Saturday, March 26, 2011

Salad from the Greenhouse

We've enjoyed a couple of salads from the greenhouse. When we get the planting schedule figured out and get to know the cool season and winter crops, we should always have home grown salad, but this being one of the first, it was pretty exciting.

This salad has green leaf lettuce and red leaf lettuce, arugula, Baby Bak Choy, Radish, Onion, Tokyo Bakana, Mazuna, Spinach and onion. We read about the Asian greens from market grower, Eliot Coleman's books. He farms in Maine and grows salad vegetables all winter. He describes his greenhouses as cool and cold. He keeps one house just above freezing and the others have no supplemental heat. The idea is to plant vegetables that like to grow in winter temperatures. Tomatoes and melons and green beans will benefit from growing in high tunnels (also called hoop houses and plastic covered greenhouses) in the spring, summer and fall, but not during winter. I am really enjoying learning about and trying lots of new vegetables.  One of my favorites has been a red leaf lettuce called, "Amaze".  I'll have to get a picture of it.

Monday, March 21, 2011

Design Wall

My mom explained how to make this quilt years ago. She used newspaper for the foundation. I'm using muslin so I don't have to tear it off. It's a scrap quilt, but I have bought a couple of remnants since starting it. My color choices are iffy. Sometimes I like them and then other times, I wish I would have put other colors together.

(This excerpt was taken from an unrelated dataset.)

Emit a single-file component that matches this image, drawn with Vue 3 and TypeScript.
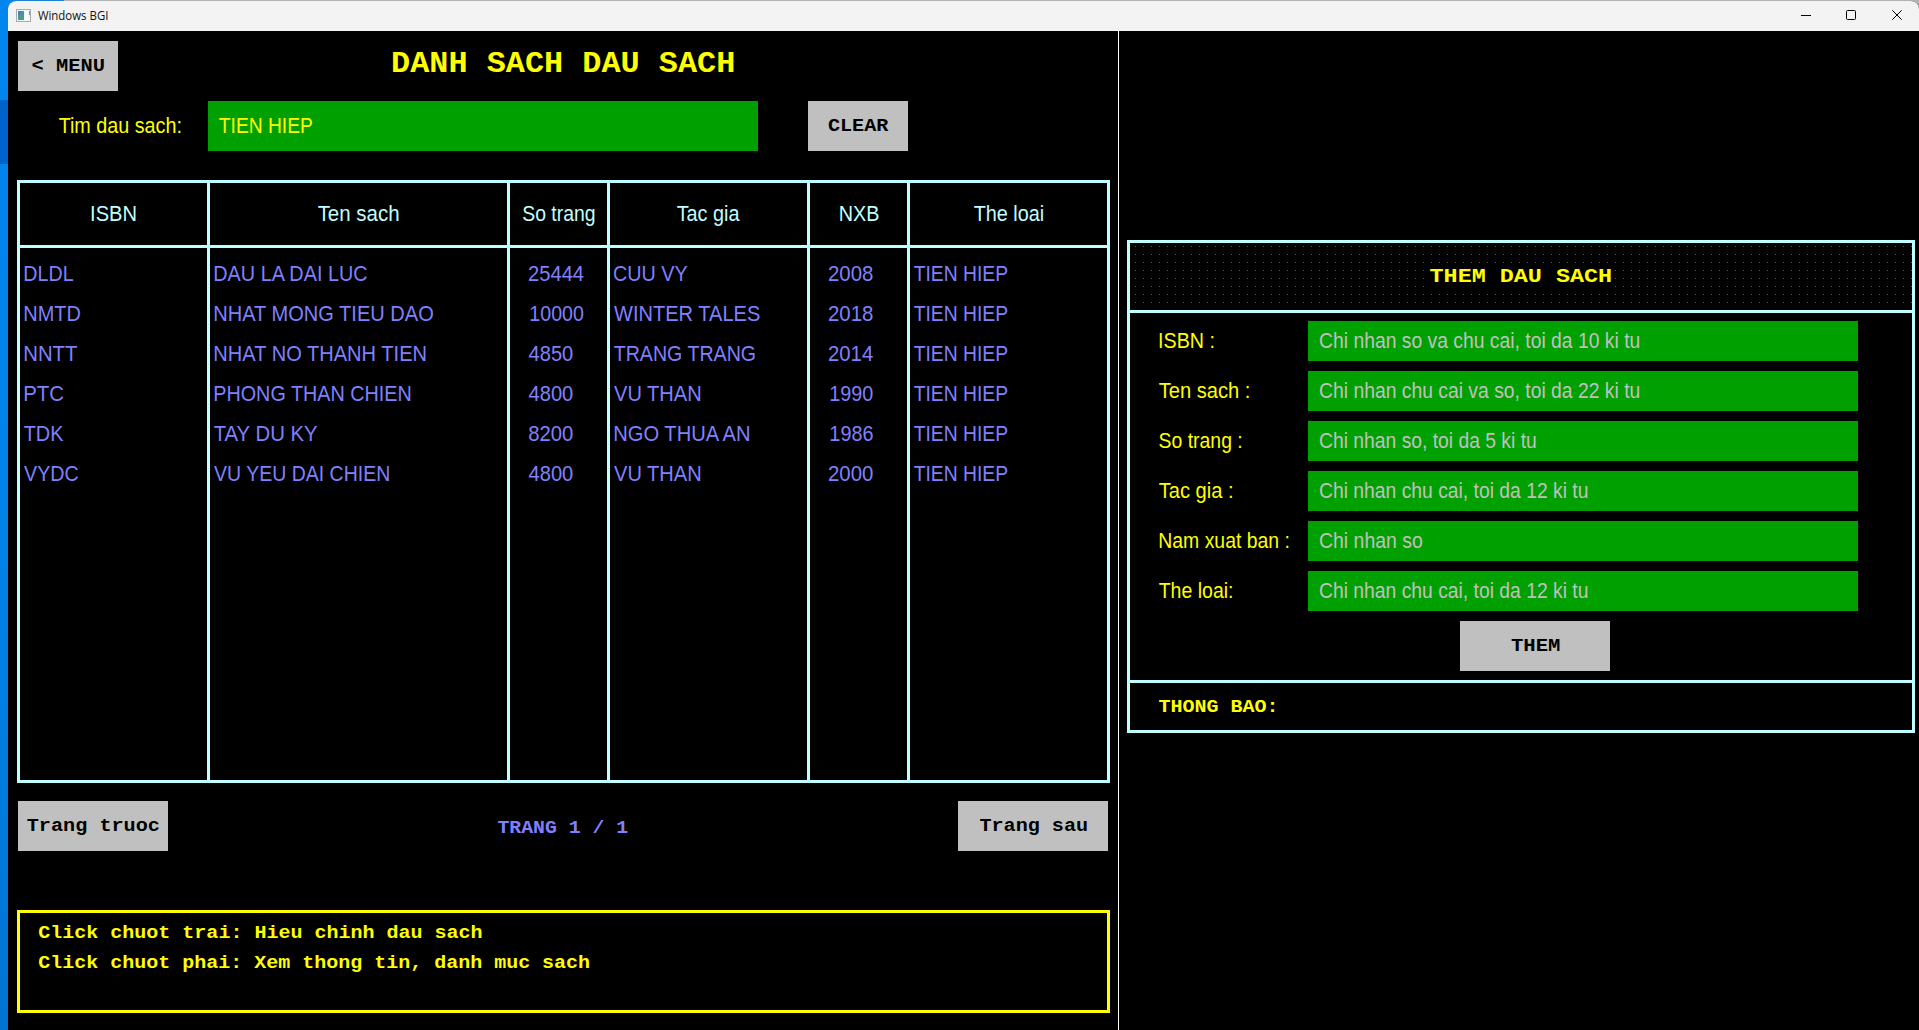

I saw the preview for a training DVD (on Knitting Daily) about putting colors together. I'm going to research that and consider purchasing. Maybe you get better with practice, but a little self-help / training couldn't hurt.

Check out Judy L's blog to see what other quilters are working on   here.

Wednesday, March 9, 2011


Here's our little (10' x 30') greenhouse that my husband designed and built. Pictures of wind collapsed greenhouses prompted us to put ours here behind the shop for some wind protection. 

There are three beds on one side and benches along the other side. The structure is made from top rail (the pipe used for chain link fence). You bend the top rail using a pipe bender. We got our pipe bender and greenhouse plastic from these folks in Texas. Lost Creek
We presently have one layer of 6 mil greenhouse plastic covering the frame, but plan to add a second plastic layer with an air space between the two for next winter. That white fluffy stuff in the picture is the cover that is pulled over the beds at night if it's below freezing. The fan at the end is thermostatically controlled to open the vents at the other end when the temperature reaches the set temperature (76). This winter when it was sunny but below freezing outside it would be over 80 inside. 

There are many hardy greens that will grow right through the winter. We had some this year and hope to have the greenhouse full next year.  Spinach, lettuce, radishes, green onions, arugula, mache (corn salad) are a few that will grow in the greenhouse with no additional heat. 

Monday, March 7, 2011

Design Wall Monday

I recently enjoyed my first quilt class.  It was so much fun. Sue, from my daughter's church taught a room full of mothers and daughters and granddaughters how to make the Log Cabin block using Eleanor Burns, Quilt in a Day book. I needed a lot of help to get started, but by the end of the class I was able to see the progression of putting the pieces together to make the block. Granddaughter, Elyse, who's 11,  got some practice sewing and 9 year old granddaughter, Abigail sewed for a minute, but was lured away from the sewing machine by the other children. 

The next step is to finish the blocks. Then I'll decide how to finish the project. I'm thinking it will be big enough for a recliner throw. I use those frequently; a snugly throw and the recliner. Ha Ha.  

To see more Design Wall Monday inspiration visit Judy L's, Patchwork Times. here's a link

Wednesday, March 2, 2011


I really like these popovers. My dear husband does not care for them. He'd rather have a hard crusty bread like the bread in the "Artisan Bread 5 Minutes a Day" book I just ordered.

These are so quick to stir up, I can put them in the oven while preparing the rest of a meal.


1 Cup Flour (Whole Wheat Pastry Flour or White Flour)
3 Large Eggs
1 Cup Milk
1 Tablespoon butter, melted
1 Tablespoon butter for pan (approximately)

Mix together the flour, eggs, milk, and melted butter until nice and smooth. I use the food processor but you can also do it by hand.

Put a little bit of extra butter in each cup of the pan and put in the oven to melt.

When the butter in the pan is mostly melted, fill the cups about hallway full.

425 degrees for 20 minutes. Reduce heat to 325 for 15 - 20 minutes.

I use Wilton's large size muffin pan, but you can use a regular muffin pan or a popover pan.
This bread provides some protein so you can serve these with a large salad and have a complete meal or you can also serve with "meat and potatoes" if that's what the rest of your household likes.